Home Forums Mayfly Data Logger RS485 without auto direction control Reply To: RS485 without auto direction control


    Sara sorry about the stomach bug. Life is challenging when the rulers of the internal ecology get distracted with nasty bug invasions.

    thanks for the fix ~ I just noticed this conversation today.

    I think it was working with the AVR compiler as I had it all working for many months on a Mayfly (except that specific riparian monitoring Mayfly got stolen a couple of months ago). I’ve seen this problem before, that the AVR compiler has some defensive won’t execute a NULL pointer. Which is great. The NULL pointer came up in the ARM context, but I hadn’t regression tested it with the AVR.
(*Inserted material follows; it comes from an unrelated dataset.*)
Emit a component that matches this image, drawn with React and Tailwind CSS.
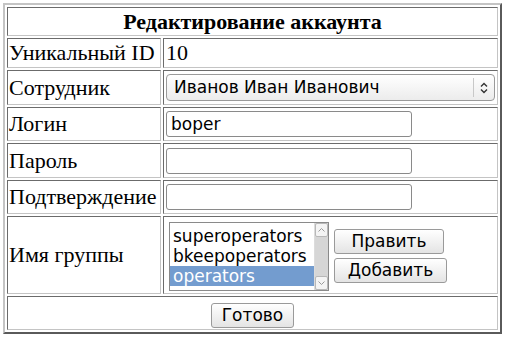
import React from 'react';

const serif = { fontFamily: '"Liberation Serif", serif' };

const Cell = ({ children, className = '', ...rest }) => (
  <td
    {...rest}
    className={`border border-t-[#6b6b6b] border-l-[#6b6b6b] border-r-[#c4c4c4] border-b-[#c4c4c4] p-0 ${className}`}
  >
    {children}
  </td>
);

const TextInput = ({ value }) => (
  <input
    type="text"
    defaultValue={value}
    className="block h-[26px] w-[246px] rounded-[3px] border border-[#8a8a8a] bg-white px-[4px] font-['DejaVu_Sans',sans-serif] text-[17px] text-black outline-none"
  />
);

const Btn = ({ children, className = '' }) => (
  <button
    className={`h-[25px] rounded-[3px] border border-[#9a9a9a] bg-gradient-to-b from-white to-[#e4e4e4] font-['DejaVu_Sans',sans-serif] text-[17px] leading-none text-black ${className}`}
  >
    {children}
  </button>
);

export default function App() {
  const groups = ['superoperators', 'bkeepoperators', 'operators'];
  const selected = 'operators';

  return (
    <div className="h-[339px] w-[509px] bg-white pl-[3px] pt-[3px]" style={serif}>
      <table className="w-[499px] border-separate border-spacing-[2px] border-2 border-t-[#c4c4c4] border-l-[#c4c4c4] border-r-[#5a5a5a] border-b-[#5a5a5a] text-[22px] leading-[24px] text-black">
        <tbody>
          <tr>
            <Cell colSpan={2} className="h-[29px] text-center font-bold">
              Редактирование аккаунта
            </Cell>
          </tr>
          <tr>
            <Cell className="h-[30px] w-[154px] whitespace-nowrap pl-[1px]">Уникальный ID</Cell>
            <Cell className="pl-[2px]">10</Cell>
          </tr>
          <tr>
            <Cell className="h-[35px] pl-[1px]">Сотрудник</Cell>
            <Cell className="px-[2px]">
              <div className="flex h-[27px] items-center rounded-[4px] border border-[#9a9a9a] bg-gradient-to-b from-white to-[#ececec] font-['DejaVu_Sans',sans-serif] text-[17px] leading-none text-black">
                <span className="flex-1 pl-[7px]">Иванов Иван Иванович</span>
                <span className="flex h-[19px] w-[21px] items-center justify-center border-l border-[#c8c8c8]">
                  <svg width="8" height="12" viewBox="0 0 8 12" fill="none" stroke="#333" strokeWidth="1.4">
                    <path d="M1 4.5 L4 1.5 L7 4.5" />
                    <path d="M1 7.5 L4 10.5 L7 7.5" />
                  </svg>
                </span>
              </div>
            </Cell>
          </tr>
          <tr>
            <Cell className="h-[34px] pl-[1px]">Логин</Cell>
            <Cell className="pl-[2px]">
              <TextInput value="boper" />
            </Cell>
          </tr>
          <tr>
            <Cell className="h-[35px] pl-[1px]">Пароль</Cell>
            <Cell className="pl-[2px]">
              <TextInput value="" />
            </Cell>
          </tr>
          <tr>
            <Cell className="h-[34px] whitespace-nowrap pl-[1px]">Подтверждение</Cell>
            <Cell className="pl-[2px]">
              <TextInput value="" />
            </Cell>
          </tr>
          <tr>
            <Cell className="h-[78px] pl-[1px]">Имя группы</Cell>
            <Cell className="pl-[5px] pt-[2px]">
              <div className="flex items-center gap-[5px]">
                <div className="flex h-[69px] w-[160px] border border-[#8a8a8a] bg-white font-['DejaVu_Sans',sans-serif] text-[17px] leading-[20px] text-black">
                  <div className="flex-1 pt-[3px]">
                    {groups.map((g) => (
                      <div
                        key={g}
                        className={`pl-[3px] ${g === selected ? 'bg-[#739ccf] text-white' : ''}`}
                      >
                        {g}
                      </div>
                    ))}
                  </div>
                  <div className="flex w-[14px] flex-col border-l border-[#dcdcdc] bg-[#d6d6d6]">
                    <div className="flex h-[14px] items-center justify-center rounded-[2px] border border-[#b8b8b8] bg-[#f4f4f4]">
                      <svg width="7" height="4" viewBox="0 0 7 4" fill="none" stroke="#9a9a9a">
                        <path d="M0.5 3.5 L3.5 0.5 L6.5 3.5" />
                      </svg>
                    </div>
                    <div className="flex-1" />
                    <div className="flex h-[14px] items-center justify-center rounded-[2px] border border-[#b8b8b8] bg-[#f4f4f4]">
                      <svg width="7" height="4" viewBox="0 0 7 4" fill="none" stroke="#9a9a9a">
                        <path d="M0.5 0.5 L3.5 3.5 L6.5 0.5" />
                      </svg>
                    </div>
                  </div>
                </div>
                <div className="flex flex-col gap-[4px]">
                  <Btn className="w-[110px]">Править</Btn>
                  <Btn className="w-[113px]">Добавить</Btn>
                </div>
              </div>
            </Cell>
          </tr>
          <tr>
            <Cell colSpan={2} className="h-[34px] pt-[3px] text-center">
              <Btn className="w-[83px]">Готово</Btn>
            </Cell>
          </tr>
        </tbody>
      </table>
    </div>
  );
}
    I haven’t looked at this AVR Mayfly RS485 DIR management as its a streams based environment. That is where the Auto Direction SOM works very nicely. I had no problems with it.

    Apologies if this is repeating something that everyone knows;
    Modbus is a packet of information. At the begin of the packet the RS485 driver half duplex goes to transmit, and then only when the complete Modbus msg is sent does the RS485 driver revert to receive.
    The reverting to receive is critical hard real time, as the modbus slave starts to respond shortly afterwards and I believe its specified at 3.5Character timings or about 3.5mS. Modbus also specifies for a packet that there should never be a gap between characters of more than 1.5Character timings or about 1.5mS.
    The RS485 SOM does this with a simple hardware timing. Resistor, Cap, Diode and buffer(schmitt trigger) I believe.
    For a streams based environment I believe its challenging.
    I did investigate this for an Ubuntu Linux build and compiled in a different set of drivers for an RS485 mode.
    For the streams based environment, turning the driver to transmit is easy and can be done before starting writing to the stream.
    However it requires an accurate time to detect, not just when the last byte in the packet is written to the hardware (and how does a stream know its the last byte especially if there is a multibyte FIFO for the Tx UART) but when that byte has completed transmission through the UART. So for a stream based environment, the driver needs to start a timer whenever the UART end of character interrupt is received, and if another character isn’t written into the UART in 1.5character timings (a 1.5mS) then it needs to switch the direction to receive.
    In the world of industrial designed systems for Modbus there are a number of potential solutions a) design a packet based interface for the Mega1280 UART- the UART supports end-of-byte transmission, but the driver guarenttees the Rx switch. b) use a MAX1348 driver which also has auto direction, but it requires +5V c) using a processor with UART that supports RS485 like the SAM51

    Well Solstice Salutations to everyone, I hope you have a good holiday – and that there is harmony with the anthropogenic masters, the gastric microbial ecology!.